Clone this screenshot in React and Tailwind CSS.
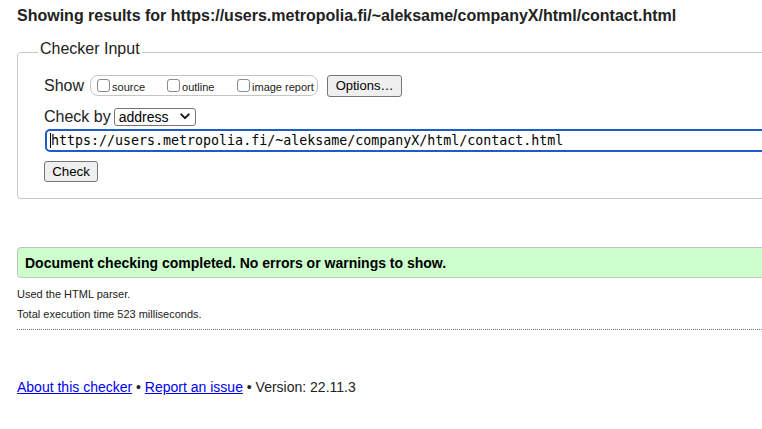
import React from 'react';

const Checkbox = ({ label }) => (
  <label className="flex items-center">
    <span className="inline-block w-[13px] h-[13px] border border-[#8a8a8a] rounded-[3px] bg-white mr-[2px]" />
    <span className="text-[11px] leading-[13px] mt-[3px]">{label}</span>
  </label>
);

const App = () => {
  return (
    <div className="w-[762px] h-[429px] overflow-hidden bg-white text-[#222] font-['Liberation_Sans',Arial,sans-serif]">
      <div className="w-[800px] pl-[17px]">
        <h2 className="pt-[7px] text-[16px] leading-[18px] font-bold text-[#222]">
          Showing results for https://users.metropolia.fi/~aleksame/companyX/html/contact.html
        </h2>

        <fieldset className="mt-[15px] border border-[#c6c6c6] rounded-[4px] pl-[20px] pb-[15px]">
          <legend className="px-[2px] pb-[6px] text-[16px] leading-[18px] text-[#222]">Checker Input</legend>

          <div className="pl-[6px]">
            <div className="mt-[10px] flex items-center h-[23px]">
              <span className="text-[16px] leading-[18px]">Show</span>
              <div className="ml-[6px] flex items-center h-[21px] w-[228px] border border-[#c4c4c4] rounded-[8px] pl-[6px]">
                <div className="w-[70px]"><Checkbox label="source" /></div>
                <div className="w-[70px]"><Checkbox label="outline" /></div>
                <div><Checkbox label="image report" /></div>
              </div>
              <button className="ml-[9px] h-[22px] w-[75px] bg-[#efefef] border border-[#767676] rounded-[3px] text-[13px] leading-[15px] text-black">
                Options…
              </button>
            </div>

            <div className="mt-[10px] flex items-center h-[19px]">
              <span className="text-[16px] leading-[18px]">Check by</span>
              <div className="ml-[3px] flex items-center justify-between w-[82px] h-[18px] border border-[#767676] rounded-[3px] bg-white pl-[4px] pr-[5px]">
                <span className="text-[14px] leading-[16px] text-black">address</span>
                <svg width="10" height="7" viewBox="0 0 10 7" fill="none">
                  <path d="M1.2 1.3 L5 5.2 L8.8 1.3" stroke="#111" strokeWidth="1.8" strokeLinecap="round" strokeLinejoin="round" />
                </svg>
              </div>
            </div>

            <div className="mt-[3px] ml-[1px] flex items-center h-[23px] border-2 border-[#1a5dc8] rounded-[5px] pl-[3px] bg-white">
              <span className="inline-block w-px h-[15px] bg-black" />
              <span className="font-['DejaVu_Sans_Mono',Menlo,monospace] text-[13.3px] leading-[16px] text-black">
                https://users.metropolia.fi/~aleksame/companyX/html/contact.html
              </span>
            </div>

            <button className="mt-[9px] h-[21px] w-[54px] bg-[#efefef] border border-[#767676] rounded-[3px] text-[13.3px] leading-[15px] text-black">
              Check
            </button>
          </div>
        </fieldset>

        <div className="mt-[48px] h-[31px] flex items-center bg-[#ccffcc] border border-[#c2c2c2] rounded-[4px] pl-[7px]">
          <span className="text-[14px] leading-[16px] font-bold text-black">
            Document checking completed. No errors or warnings to show.
          </span>
        </div>

        <p className="mt-[10px] text-[11px] leading-[13px] text-[#222]">Used the HTML parser.</p>
        <p className="mt-[7px] text-[11px] leading-[13px] text-[#222]">Total execution time 523 milliseconds.</p>

        <div className="mt-[8px] border-t border-dotted border-[#777]" />

        <p className="mt-[49px] text-[14px] leading-[16px] text-[#222]">
          <a href="#" className="text-[#0000ee] underline">About this checker</a>
          {' • '}
          <a href="#" className="text-[#0000ee] underline">Report an issue</a>
          {' • Version: 22.11.3'}
        </p>
      </div>
    </div>
  );
};

export default App;
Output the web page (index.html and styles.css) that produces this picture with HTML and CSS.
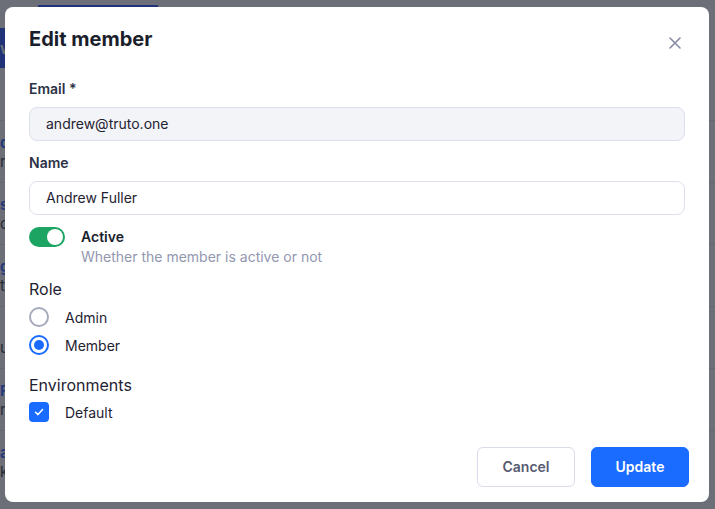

• WORK REQUIRED
Pictures stay out. Repeat only the lines from the beginning of the data through the line that has "import React from 'react';".

• SOLUTION
Clone this screenshot in React and Tailwind CSS.
import React from 'react';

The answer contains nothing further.